#### Given information
.....
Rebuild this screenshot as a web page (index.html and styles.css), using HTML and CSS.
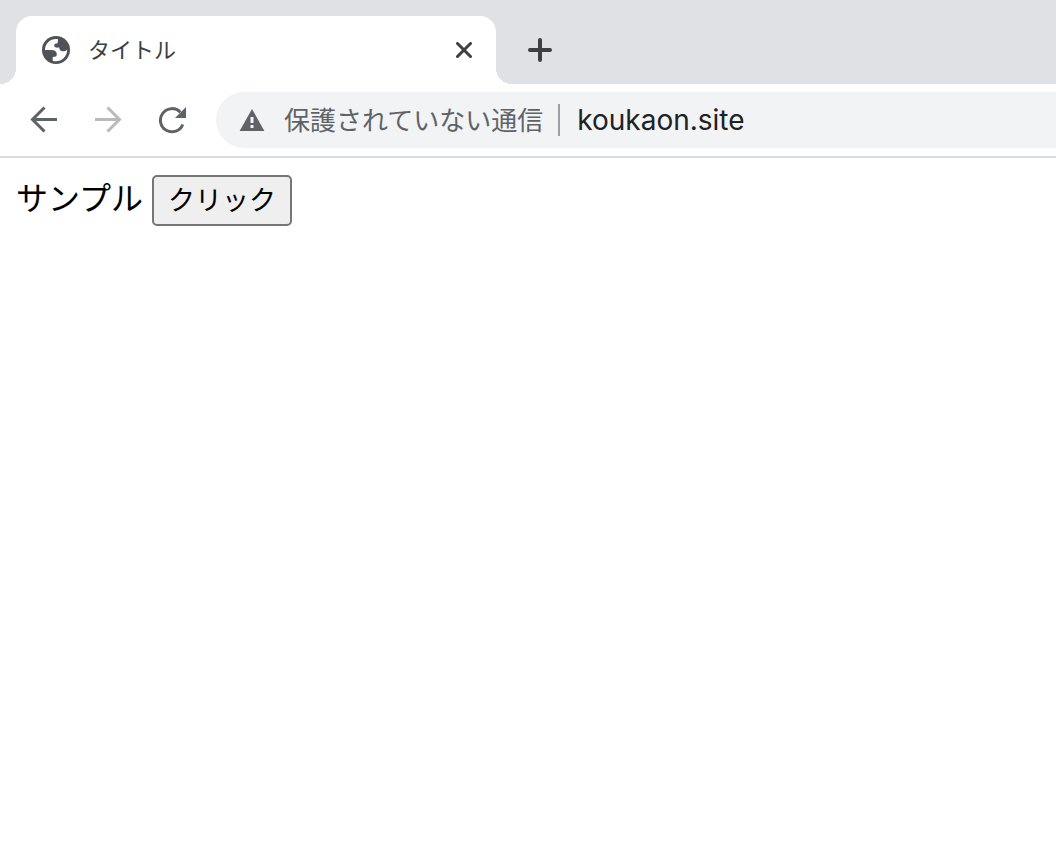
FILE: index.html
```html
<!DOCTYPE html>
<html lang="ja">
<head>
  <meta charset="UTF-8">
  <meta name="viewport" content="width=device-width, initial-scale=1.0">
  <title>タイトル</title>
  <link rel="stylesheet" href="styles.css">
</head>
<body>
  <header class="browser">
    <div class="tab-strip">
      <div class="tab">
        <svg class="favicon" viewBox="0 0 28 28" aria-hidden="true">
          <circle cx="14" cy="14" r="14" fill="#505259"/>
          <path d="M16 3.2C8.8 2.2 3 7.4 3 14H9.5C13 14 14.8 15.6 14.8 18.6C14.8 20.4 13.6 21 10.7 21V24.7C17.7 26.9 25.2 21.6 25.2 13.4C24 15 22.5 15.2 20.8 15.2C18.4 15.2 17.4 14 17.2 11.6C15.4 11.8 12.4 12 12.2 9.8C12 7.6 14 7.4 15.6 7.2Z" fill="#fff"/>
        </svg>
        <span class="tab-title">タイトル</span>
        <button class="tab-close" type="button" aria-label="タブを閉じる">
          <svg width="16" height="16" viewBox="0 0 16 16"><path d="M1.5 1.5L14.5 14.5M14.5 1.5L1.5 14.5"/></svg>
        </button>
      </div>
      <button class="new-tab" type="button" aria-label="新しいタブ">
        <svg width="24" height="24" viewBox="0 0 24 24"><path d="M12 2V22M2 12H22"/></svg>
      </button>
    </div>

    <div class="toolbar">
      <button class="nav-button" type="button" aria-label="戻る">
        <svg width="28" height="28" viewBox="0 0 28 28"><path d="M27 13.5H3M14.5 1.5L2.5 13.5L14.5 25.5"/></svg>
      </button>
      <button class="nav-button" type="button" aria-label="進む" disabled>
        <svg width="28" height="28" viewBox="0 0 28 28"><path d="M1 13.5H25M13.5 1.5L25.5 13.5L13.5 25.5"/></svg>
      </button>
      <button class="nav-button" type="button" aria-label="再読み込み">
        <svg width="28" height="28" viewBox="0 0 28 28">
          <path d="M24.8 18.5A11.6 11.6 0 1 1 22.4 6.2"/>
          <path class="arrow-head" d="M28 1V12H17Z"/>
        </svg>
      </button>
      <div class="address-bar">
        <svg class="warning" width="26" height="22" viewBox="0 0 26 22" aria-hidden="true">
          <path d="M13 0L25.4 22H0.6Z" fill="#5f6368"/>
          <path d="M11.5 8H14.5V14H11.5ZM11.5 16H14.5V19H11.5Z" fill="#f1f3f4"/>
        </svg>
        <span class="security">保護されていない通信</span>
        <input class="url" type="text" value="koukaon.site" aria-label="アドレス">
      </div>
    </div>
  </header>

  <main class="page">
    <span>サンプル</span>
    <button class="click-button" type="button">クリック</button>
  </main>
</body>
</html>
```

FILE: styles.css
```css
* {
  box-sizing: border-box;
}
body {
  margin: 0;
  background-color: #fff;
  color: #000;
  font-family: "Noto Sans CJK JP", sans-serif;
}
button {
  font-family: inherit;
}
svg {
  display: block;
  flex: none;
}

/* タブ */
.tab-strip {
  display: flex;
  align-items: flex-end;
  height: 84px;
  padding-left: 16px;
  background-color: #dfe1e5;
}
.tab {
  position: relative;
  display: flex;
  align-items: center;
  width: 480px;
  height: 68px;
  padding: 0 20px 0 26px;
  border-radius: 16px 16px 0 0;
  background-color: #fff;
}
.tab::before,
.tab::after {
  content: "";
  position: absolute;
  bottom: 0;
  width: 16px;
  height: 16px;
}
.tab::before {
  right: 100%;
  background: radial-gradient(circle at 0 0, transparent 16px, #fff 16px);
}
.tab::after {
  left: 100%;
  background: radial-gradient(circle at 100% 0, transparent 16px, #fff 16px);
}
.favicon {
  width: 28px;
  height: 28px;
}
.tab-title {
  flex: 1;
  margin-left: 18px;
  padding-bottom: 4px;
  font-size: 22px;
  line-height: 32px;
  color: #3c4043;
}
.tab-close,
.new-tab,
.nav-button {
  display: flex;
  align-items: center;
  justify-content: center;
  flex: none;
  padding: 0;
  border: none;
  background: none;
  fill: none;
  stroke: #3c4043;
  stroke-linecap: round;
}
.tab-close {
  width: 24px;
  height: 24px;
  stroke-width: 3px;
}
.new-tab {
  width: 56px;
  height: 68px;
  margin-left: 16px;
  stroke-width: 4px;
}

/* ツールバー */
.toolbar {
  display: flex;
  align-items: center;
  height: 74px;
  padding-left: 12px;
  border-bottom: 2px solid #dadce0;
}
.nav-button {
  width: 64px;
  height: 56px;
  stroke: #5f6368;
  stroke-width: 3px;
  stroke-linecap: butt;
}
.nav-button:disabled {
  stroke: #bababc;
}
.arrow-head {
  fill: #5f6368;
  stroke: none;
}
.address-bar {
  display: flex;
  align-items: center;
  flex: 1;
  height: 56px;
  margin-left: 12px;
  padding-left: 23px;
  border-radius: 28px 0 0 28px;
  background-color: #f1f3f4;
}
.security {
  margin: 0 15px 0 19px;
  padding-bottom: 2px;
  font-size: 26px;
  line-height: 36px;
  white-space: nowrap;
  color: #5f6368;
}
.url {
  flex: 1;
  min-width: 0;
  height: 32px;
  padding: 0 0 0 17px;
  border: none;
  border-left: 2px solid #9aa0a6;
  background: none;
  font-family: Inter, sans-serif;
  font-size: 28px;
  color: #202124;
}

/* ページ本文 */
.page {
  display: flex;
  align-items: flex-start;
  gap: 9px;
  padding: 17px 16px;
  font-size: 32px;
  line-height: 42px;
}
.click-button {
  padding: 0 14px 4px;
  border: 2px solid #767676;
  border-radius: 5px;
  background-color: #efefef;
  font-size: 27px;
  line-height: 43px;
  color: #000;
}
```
.....
#### Given instruction
Return the material word for word. Pictures are not part of the copy.

#### In response
Rebuild this screenshot as a web page (index.html and styles.css), using HTML and CSS.
FILE: index.html
```html
<!DOCTYPE html>
<html lang="ja">
<head>
  <meta charset="UTF-8">
  <meta name="viewport" content="width=device-width, initial-scale=1.0">
  <title>タイトル</title>
  <link rel="stylesheet" href="styles.css">
</head>
<body>
  <header class="browser">
    <div class="tab-strip">
      <div class="tab">
        <svg class="favicon" viewBox="0 0 28 28" aria-hidden="true">
          <circle cx="14" cy="14" r="14" fill="#505259"/>
          <path d="M16 3.2C8.8 2.2 3 7.4 3 14H9.5C13 14 14.8 15.6 14.8 18.6C14.8 20.4 13.6 21 10.7 21V24.7C17.7 26.9 25.2 21.6 25.2 13.4C24 15 22.5 15.2 20.8 15.2C18.4 15.2 17.4 14 17.2 11.6C15.4 11.8 12.4 12 12.2 9.8C12 7.6 14 7.4 15.6 7.2Z" fill="#fff"/>
        </svg>
        <span class="tab-title">タイトル</span>
        <button class="tab-close" type="button" aria-label="タブを閉じる">
          <svg width="16" height="16" viewBox="0 0 16 16"><path d="M1.5 1.5L14.5 14.5M14.5 1.5L1.5 14.5"/></svg>
        </button>
      </div>
      <button class="new-tab" type="button" aria-label="新しいタブ">
        <svg width="24" height="24" viewBox="0 0 24 24"><path d="M12 2V22M2 12H22"/></svg>
      </button>
    </div>

    <div class="toolbar">
      <button class="nav-button" type="button" aria-label="戻る">
        <svg width="28" height="28" viewBox="0 0 28 28"><path d="M27 13.5H3M14.5 1.5L2.5 13.5L14.5 25.5"/></svg>
      </button>
      <button class="nav-button" type="button" aria-label="進む" disabled>
        <svg width="28" height="28" viewBox="0 0 28 28"><path d="M1 13.5H25M13.5 1.5L25.5 13.5L13.5 25.5"/></svg>
      </button>
      <button class="nav-button" type="button" aria-label="再読み込み">
        <svg width="28" height="28" viewBox="0 0 28 28">
          <path d="M24.8 18.5A11.6 11.6 0 1 1 22.4 6.2"/>
          <path class="arrow-head" d="M28 1V12H17Z"/>
        </svg>
      </button>
      <div class="address-bar">
        <svg class="warning" width="26" height="22" viewBox="0 0 26 22" aria-hidden="true">
          <path d="M13 0L25.4 22H0.6Z" fill="#5f6368"/>
          <path d="M11.5 8H14.5V14H11.5ZM11.5 16H14.5V19H11.5Z" fill="#f1f3f4"/>
        </svg>
        <span class="security">保護されていない通信</span>
        <input class="url" type="text" value="koukaon.site" aria-label="アドレス">
      </div>
    </div>
  </header>

  <main class="page">
    <span>サンプル</span>
    <button class="click-button" type="button">クリック</button>
  </main>
</body>
</html>
```

FILE: styles.css
```css
* {
  box-sizing: border-box;
}
body {
  margin: 0;
  background-color: #fff;
  color: #000;
  font-family: "Noto Sans CJK JP", sans-serif;
}
button {
  font-family: inherit;
}
svg {
  display: block;
  flex: none;
}

/* タブ */
.tab-strip {
  display: flex;
  align-items: flex-end;
  height: 84px;
  padding-left: 16px;
  background-color: #dfe1e5;
}
.tab {
  position: relative;
  display: flex;
  align-items: center;
  width: 480px;
  height: 68px;
  padding: 0 20px 0 26px;
  border-radius: 16px 16px 0 0;
  background-color: #fff;
}
.tab::before,
.tab::after {
  content: "";
  position: absolute;
  bottom: 0;
  width: 16px;
  height: 16px;
}
.tab::before {
  right: 100%;
  background: radial-gradient(circle at 0 0, transparent 16px, #fff 16px);
}
.tab::after {
  left: 100%;
  background: radial-gradient(circle at 100% 0, transparent 16px, #fff 16px);
}
.favicon {
  width: 28px;
  height: 28px;
}
.tab-title {
  flex: 1;
  margin-left: 18px;
  padding-bottom: 4px;
  font-size: 22px;
  line-height: 32px;
  color: #3c4043;
}
.tab-close,
.new-tab,
.nav-button {
  display: flex;
  align-items: center;
  justify-content: center;
  flex: none;
  padding: 0;
  border: none;
  background: none;
  fill: none;
  stroke: #3c4043;
  stroke-linecap: round;
}
.tab-close {
  width: 24px;
  height: 24px;
  stroke-width: 3px;
}
.new-tab {
  width: 56px;
  height: 68px;
  margin-left: 16px;
  stroke-width: 4px;
}

/* ツールバー */
.toolbar {
  display: flex;
  align-items: center;
  height: 74px;
  padding-left: 12px;
  border-bottom: 2px solid #dadce0;
}
.nav-button {
  width: 64px;
  height: 56px;
  stroke: #5f6368;
  stroke-width: 3px;
  stroke-linecap: butt;
}
.nav-button:disabled {
  stroke: #bababc;
}
.arrow-head {
  fill: #5f6368;
  stroke: none;
}
.address-bar {
  display: flex;
  align-items: center;
  flex: 1;
  height: 56px;
  margin-left: 12px;
  padding-left: 23px;
  border-radius: 28px 0 0 28px;
  background-color: #f1f3f4;
}
.security {
  margin: 0 15px 0 19px;
  padding-bottom: 2px;
  font-size: 26px;
  line-height: 36px;
  white-space: nowrap;
  color: #5f6368;
}
.url {
  flex: 1;
  min-width: 0;
  height: 32px;
  padding: 0 0 0 17px;
  border: none;
  border-left: 2px solid #9aa0a6;
  background: none;
  font-family: Inter, sans-serif;
  font-size: 28px;
  color: #202124;
}

/* ページ本文 */
.page {
  display: flex;
  align-items: flex-start;
  gap: 9px;
  padding: 17px 16px;
  font-size: 32px;
  line-height: 42px;
}
.click-button {
  padding: 0 14px 4px;
  border: 2px solid #767676;
  border-radius: 5px;
  background-color: #efefef;
  font-size: 27px;
  line-height: 43px;
  color: #000;
}
```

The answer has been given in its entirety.